Schattenblick →INFOPOOL →POLITIK → KOMMENTAR

KRIEG/1601: Die soziale Dimension des Schußwaffenbesitzes in den USA (SB)




Die Niederlage des US-Präsidenten Barack Obama bei der Abstimmung über eine Verschärfung der Waffengesetze vor dem US-Senat auf die Lobbyarbeit der National Rifle Association (NRA) zurückzuführen, ist kaum weniger vordergründig als das von dieser Organisation vertretene Argument, nicht Waffen, sondern Menschen seien für mißbräuchlichen Schußwaffengebrauch verantwortlich. Bei allem Einfluß, den die 4,5 Millionen Mitglieder der NRA auf die US-Gesellschaft haben, fällt dieser doch nicht vom Himmel der hochfliegenden kommerziellen Erwartungen einer lukrativen Waffenindustrie.

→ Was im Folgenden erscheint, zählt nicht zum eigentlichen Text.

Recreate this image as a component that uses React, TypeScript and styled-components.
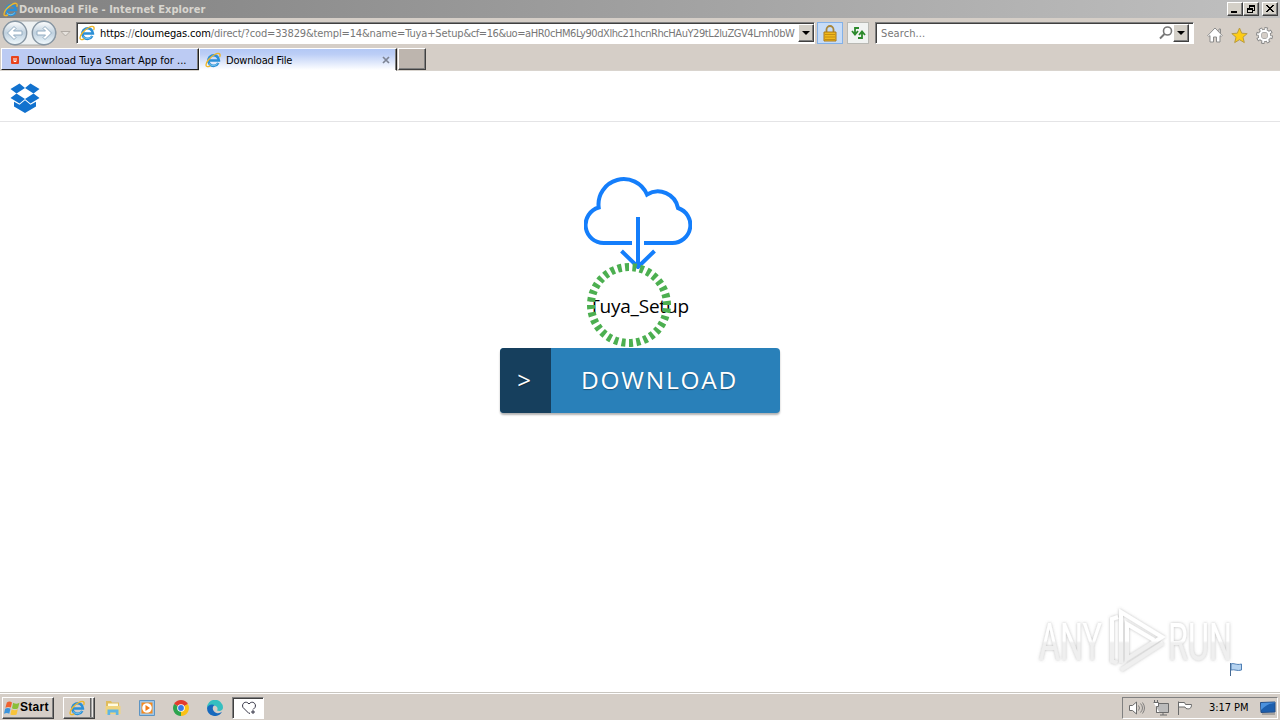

Nur vier Monate nach dem jüngsten Schulmassaker nicht einmal den politischen Willen dafür aufzubringen, mit einem Verbot des freien Verkaufs sogenannter Sturmwaffen die Verbreitung ausgesprochener Mordwerkzeuge, die das Argument bloßer Selbstverteidigung faktisch widerlegen, zu begrenzen, ist Ausdruck der Akzeptanz eines unterschwelligen Bürgerkriegs.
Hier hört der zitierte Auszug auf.